Engineering Feats and Broader Industry Impacts
From an engineering standpoint, spotting and analyzing such an anomaly demands precision robotics. Perseverance's autonomous navigation system, powered by AI-driven hazard avoidance, allowed it to traverse Jezero's rugged terrain and zero in on this outlier. The rover's seven-foot robotic arm, equipped with a drill and caching system, could potentially core samples for later retrieval, demonstrating scalable tech for future human exploration. This isn't just about hardware; it's about data pipelines that beam terabytes back to Earth, relying on relay orbiters like MAVEN to maintain communication links over 200 million miles.
The industry ripple effects are profound.
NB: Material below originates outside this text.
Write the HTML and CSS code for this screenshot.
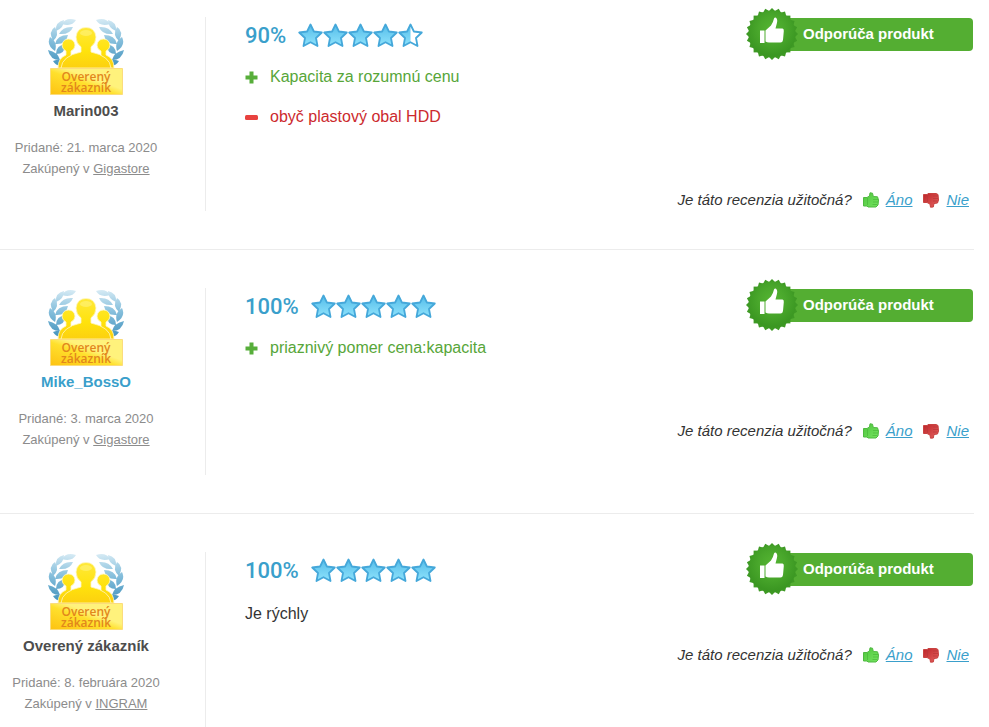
FILE: index.html
```
<!DOCTYPE html>
<html lang="sk">
<head>
  <meta charset="UTF-8">
  <meta name="viewport" content="width=device-width, initial-scale=1.0">
  <title>Recenzie produktu</title>
  <link rel="stylesheet" href="styles.css">
</head>
<body>
  <!-- Ikony -->
  <svg class="sprite" aria-hidden="true">
    <defs>
      <linearGradient id="starFill" x1="0" y1="0" x2="0" y2="1">
        <stop offset="0" stop-color="#54bce9"/>
        <stop offset="1" stop-color="#8fe3fc"/>
      </linearGradient>
      <radialGradient id="sealFill" cx="0.5" cy="0.4" r="0.55">
        <stop offset="0" stop-color="#55b532"/>
        <stop offset="0.5" stop-color="#4aa82c"/>
        <stop offset="1" stop-color="#3b9722"/>
      </radialGradient>
      <linearGradient id="people" gradientUnits="userSpaceOnUse" x1="0" y1="10" x2="0" y2="51">
        <stop offset="0" stop-color="#ffe93a"/>
        <stop offset="0.6" stop-color="#ffe20c"/>
        <stop offset="1" stop-color="#fcd010"/>
      </linearGradient>
      <linearGradient id="plate" x1="0" y1="1" x2="1" y2="0">
        <stop offset="0" stop-color="#fdc212"/>
        <stop offset="0.45" stop-color="#ffe02d"/>
        <stop offset="0.6" stop-color="#fff27c"/>
        <stop offset="1" stop-color="#fff27c"/>
      </linearGradient>
      <linearGradient id="leaf" gradientUnits="userSpaceOnUse" x1="14" y1="0" x2="8" y2="46">
        <stop offset="0" stop-color="#d5eaf4"/>
        <stop offset="0.5" stop-color="#86bfdc"/>
        <stop offset="1" stop-color="#4a97c0"/>
      </linearGradient>
      <linearGradient id="handUp" x1="0" y1="0" x2="1" y2="1">
        <stop offset="0" stop-color="#4fc53d"/>
        <stop offset="1" stop-color="#75e461"/>
      </linearGradient>
      <linearGradient id="handDown" x1="0" y1="0" x2="1" y2="1">
        <stop offset="0" stop-color="#bd2529"/>
        <stop offset="1" stop-color="#e5625f"/>
      </linearGradient>
    </defs>

    <symbol id="star" viewBox="0 0 25 25">
      <path d="M12.5 1.500 15.900 8.500 23.800 9.500 18 15 19.500 23 12.500 19.200 5.500 23 7 15 1.200 9.500 9.100 8.500Z" fill="url(#starFill)" stroke="#45a8da" stroke-width="1.800" stroke-linejoin="round"/>
    </symbol>

    <symbol id="star-half" viewBox="0 0 25 25">
      <path d="M12.500 1.500V19.200L5.500 23 7 15 1.200 9.500 9.100 8.500Z" fill="url(#starFill)"/>
      <path d="M12.5 1.500 15.900 8.500 23.800 9.500 18 15 19.500 23 12.500 19.200 5.500 23 7 15 1.200 9.500 9.100 8.500Z" fill="none" stroke="#45a8da" stroke-width="1.800" stroke-linejoin="round"/>
    </symbol>

    <symbol id="plus" viewBox="0 0 13 13">
      <path d="M4.5 0.5h4v4h4v4h-4v4h-4v-4h-4v-4h4z" fill="#57ae3a"/>
    </symbol>

    <symbol id="minus" viewBox="0 0 13 13">
      <rect x="0" y="4" width="13" height="5" rx="1.5" fill="#e8423f"/>
    </symbol>

    <symbol id="seal" viewBox="0 0 52 52">
      <g fill="#3f9a25">
        <rect x="7.600" y="7.600" width="36.800" height="36.800"/>
        <rect x="7.600" y="7.600" width="36.800" height="36.800" transform="rotate(15 26 26)"/>
        <rect x="7.600" y="7.600" width="36.800" height="36.800" transform="rotate(30 26 26)"/>
        <rect x="7.600" y="7.600" width="36.800" height="36.800" transform="rotate(45 26 26)"/>
        <rect x="7.600" y="7.600" width="36.800" height="36.800" transform="rotate(60 26 26)"/>
        <rect x="7.600" y="7.600" width="36.800" height="36.800" transform="rotate(75 26 26)"/>
      </g>
      <circle cx="26" cy="26" r="23.500" fill="url(#sealFill)"/>
      <path d="M14 22.500h4.500v12.500H14z" fill="#fff"/>
      <path d="M19.500 22.500 25 17.500Q27.300 14 28 10.500 28.800 9 30 9.800 32 11.500 30.800 15.500L29.500 20.500H36.500Q38 20.800 37.800 23L37 32Q36.600 34.500 34.500 34.500H23Q21 34.500 19.500 33.500Z" fill="#fff"/>
    </symbol>

    <symbol id="hand-up" viewBox="0 0 16 16">
      <path d="M0.500 5.500H4L6.500 4 7 0.800 9.500 1.200 10.300 4.500 14.500 4.800 15.500 8 15 13 13 15H5L4 14H0.500Z" fill="url(#handUp)" stroke="#4fb940" stroke-width="1"/>
      <path d="M4.500 6V13M10 7.500h5M10 10h5M9.500 12.500h4.500" stroke="#49b839" stroke-width="0.700" fill="none"/>
    </symbol>

    <symbol id="hand-down" viewBox="0 0 16 16">
      <path d="M0.500 2.500H4L5 1.500H13L15 2.500 15.500 8 14.500 11 11 11.500 10.300 15 7.500 15.200 7 12 4 10.500H0.500Z" fill="url(#handDown)" stroke="#c84341" stroke-width="1"/>
      <path d="M4.500 3V10M10 4h5M10 6.500h5M10 9h4.500" stroke="#b8383a" stroke-width="0.700" fill="none"/>
    </symbol>

    <symbol id="laurel" viewBox="0 0 28 50">
      <g fill="url(#leaf)">
        <path d="M28 2Q18-1 14 6 24 9 28 2Z"/>
        <path d="M16 2Q7 4 8 13 16 10 16 2Z"/>
        <path d="M25 9Q15 8 11 16 22 17 25 9Z"/>
        <path d="M7 9Q0 13 5 23 12 17 7 9Z"/>
        <path d="M20 17Q9 17 7 26 18 27 20 17Z"/>
        <path d="M2 19Q-2 27 7 33 10 24 2 19Z"/>
        <path d="M18 26Q8 27 8 36 17 36 18 26Z"/>
        <path d="M0 32Q2 42 12 42 10 34 0 32Z"/>
        <path d="M5 43Q10 51 19 45 13 39 5 43Z"/>
      </g>
    </symbol>

    <symbol id="verified" viewBox="0 0 76 80">
      <use href="#laurel" x="0" y="1" width="28" height="50"/>
      <use href="#laurel" x="0" y="1" width="28" height="50" transform="translate(76 0) scale(-1 1)"/>
      <g fill="url(#people)" stroke="#fff6c0" stroke-width="0.800">
        <path d="M10 51Q10 41 18 38V34Q14 32 14 28 15 22 20.500 22 26 22 27 28 27 32 23 34V51Z"/>
        <path d="M66 51Q66 41 58 38V34Q62 32 62 28 61 22 55.500 22 50 22 49 28 49 32 53 34V51Z"/>
        <path d="M13 51Q14 39 33 35V30Q28 26 28 20 29 10.500 38 10.500 47 10.500 48 20 48 26 43 30V35Q62 39 63 51Z"/>
      </g>
      <ellipse cx="38" cy="16" rx="6" ry="3" fill="#fff68b" opacity="0.500"/>
      <path d="M2.500 51.500h72v26h-72z" fill="url(#plate)" stroke="#fbdc7c" stroke-width="1"/>
    </symbol>
  </svg>

  <main class="reviews">
    <article class="review">
      <div class="author">
        <div class="author-badge">
          <svg><use href="#verified"/></svg>
          <span class="badge-text">Overený zákazník</span>
        </div>
        <strong class="author-name">Marin003</strong>
        <p class="author-info">Pridané: 21. marca 2020<br>Zakúpený v <a href="#">Gigastore</a></p>
      </div>
      <div class="content">
        <div class="review-head">
          <span class="score">90%</span>
          <span class="stars">
            <svg><use href="#star"/></svg><svg><use href="#star"/></svg><svg><use href="#star"/></svg><svg><use href="#star"/></svg><svg><use href="#star-half"/></svg>
          </span>
          <div class="recommend"><svg class="seal"><use href="#seal"/></svg>Odporúča produkt</div>
        </div>
        <ul class="points">
          <li class="pro"><svg><use href="#plus"/></svg>Kapacita za rozumnú cenu</li>
          <li class="con"><svg><use href="#minus"/></svg>obyč plastový obal HDD</li>
        </ul>
        <div class="useful">
          <span class="question">Je táto recenzia užitočná?</span>
          <svg><use href="#hand-up"/></svg><a class="yes" href="#">Áno</a>
          <svg><use href="#hand-down"/></svg><a href="#">Nie</a>
        </div>
      </div>
    </article>

    <article class="review">
      <div class="author">
        <div class="author-badge">
          <svg><use href="#verified"/></svg>
          <span class="badge-text">Overený zákazník</span>
        </div>
        <strong class="author-name"><a href="#">Mike_BossO</a></strong>
        <p class="author-info">Pridané: 3. marca 2020<br>Zakúpený v <a href="#">Gigastore</a></p>
      </div>
      <div class="content">
        <div class="review-head">
          <span class="score">100%</span>
          <span class="stars">
            <svg><use href="#star"/></svg><svg><use href="#star"/></svg><svg><use href="#star"/></svg><svg><use href="#star"/></svg><svg><use href="#star"/></svg>
          </span>
          <div class="recommend"><svg class="seal"><use href="#seal"/></svg>Odporúča produkt</div>
        </div>
        <ul class="points">
          <li class="pro"><svg><use href="#plus"/></svg>priaznivý pomer cena:kapacita</li>
        </ul>
        <div class="useful">
          <span class="question">Je táto recenzia užitočná?</span>
          <svg><use href="#hand-up"/></svg><a class="yes" href="#">Áno</a>
          <svg><use href="#hand-down"/></svg><a href="#">Nie</a>
        </div>
      </div>
    </article>

    <article class="review">
      <div class="author">
        <div class="author-badge">
          <svg><use href="#verified"/></svg>
          <span class="badge-text">Overený zákazník</span>
        </div>
        <strong class="author-name">Overený zákazník</strong>
        <p class="author-info">Pridané: 8. februára 2020<br>Zakúpený v <a href="#">INGRAM</a></p>
      </div>
      <div class="content">
        <div class="review-head">
          <span class="score">100%</span>
          <span class="stars">
            <svg><use href="#star"/></svg><svg><use href="#star"/></svg><svg><use href="#star"/></svg><svg><use href="#star"/></svg><svg><use href="#star"/></svg>
          </span>
          <div class="recommend"><svg class="seal"><use href="#seal"/></svg>Odporúča produkt</div>
        </div>
        <p class="comment">Je rýchly</p>
        <div class="useful">
          <span class="question">Je táto recenzia užitočná?</span>
          <svg><use href="#hand-up"/></svg><a class="yes" href="#">Áno</a>
          <svg><use href="#hand-down"/></svg><a href="#">Nie</a>
        </div>
      </div>
    </article>
  </main>
</body>
</html>
```
FILE: styles.css
```
* {
  padding: 0;
  margin: 0;
  box-sizing: border-box;
}

body {
  background: #fff;
  color: #333;
  font-family: "Liberation Sans", Arial, sans-serif;
  font-size: 16px;
}

a {
  color: #3a9fcb;
}

svg {
  flex: none;
}

.sprite {
  position: absolute;
  width: 0;
  height: 0;
}

.reviews {
  margin-right: 15px;
}

.review {
  display: flex;
  padding: 38px 0;
  border-bottom: 1px solid #ececec;
}

.review:first-child {
  padding-top: 17px;
}

.review:last-child {
  padding-bottom: 0;
  border-bottom: 0;
}

/* autor */
.author {
  width: 206px;
  flex: none;
  display: flex;
  flex-direction: column;
  align-items: center;
  padding: 0 33px 25px 0;
  border-right: 1px solid #ececec;
  text-align: center;
}

.author-badge {
  position: relative;
  width: 76px;
  height: 80px;
}

.author-badge svg {
  width: 76px;
  height: 80px;
}

.badge-text {
  position: absolute;
  right: 10px;
  bottom: 4px;
  left: 10px;
  font-family: "Open Sans", sans-serif;
  font-size: 12px;
  font-weight: 600;
  line-height: 11px;
  color: #e2871c;
}

.author-name {
  margin: 4px 0 16px;
  font-size: 15px;
  line-height: 20px;
  color: #4d4d4d;
}

.author-name a {
  text-decoration: none;
}

.author-info {
  font-size: 13px;
  line-height: 21px;
  color: #8c8c8c;
}

.author-info a {
  color: inherit;
}

/* obsah recenzie */
.content {
  flex: 1;
  padding-left: 39px;
}

.review-head {
  display: flex;
  align-items: center;
  height: 36px;
  margin-bottom: 12px;
}

.score {
  margin-right: 12px;
  font-family: Roboto, sans-serif;
  font-size: 22px;
  font-weight: 500;
  color: #3a9fcb;
}

.stars {
  display: flex;
}

.stars svg {
  width: 25px;
  height: 25px;
}

.recommend {
  position: relative;
  width: 201px;
  height: 33px;
  margin: 0 1px 2px auto;
  padding-left: 31px;
  border-radius: 4px;
  background: #54ae32;
  color: #fff;
  font-size: 15px;
  font-weight: bold;
  line-height: 32px;
}

.seal {
  position: absolute;
  top: -10px;
  left: -26px;
  width: 52px;
  height: 52px;
}

.points {
  display: grid;
  gap: 16px;
  margin-bottom: 60px;
  list-style: none;
}

.points li {
  display: flex;
  align-items: center;
  gap: 12px;
  line-height: 24px;
}

.points svg {
  width: 13px;
  height: 13px;
}

.pro {
  color: #57a639;
}

.con {
  color: #cc2a2d;
}

.comment {
  margin-bottom: 16px;
  line-height: 28px;
}

.useful {
  display: flex;
  justify-content: flex-end;
  align-items: center;
  gap: 7px;
  padding-right: 5px;
  font-size: 15px;
  font-style: italic;
  line-height: 22px;
}

.useful svg {
  width: 16px;
  height: 16px;
}

.question {
  margin-right: 4px;
}

.yes {
  margin-right: 4px;
}
```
Discoveries like this bolster NASA's Artemis program and private ventures from SpaceX and Blue Origin, which eye Mars for colonization. A meteorite with exotic compositions could inform resource utilization—imagine mining interstellar metals for in-situ manufacturing. Moreover, it fuels investment in planetary defense, as understanding impact histories aids in tracking near-Earth objects. Commercially, companies like Astroforge are already planning asteroid mining; a Martian meteorite find validates the economic potential of space resources, potentially accelerating treaties on off-world extraction.
Yet, challenges remain. Mars' dust storms and radiation pose risks to long-term rover operations, and confirming the meteorite's origins will require cross-referencing with Earth labs. As Perseverance continues its trek, this discovery reminds us that Mars isn't an isolated world but a cosmic crossroads, where the echoes of distant stars might hold the keys to our own origins. In an era of expanding space exploration, such finds propel us toward a multi-planetary future, one anomalous rock at a time.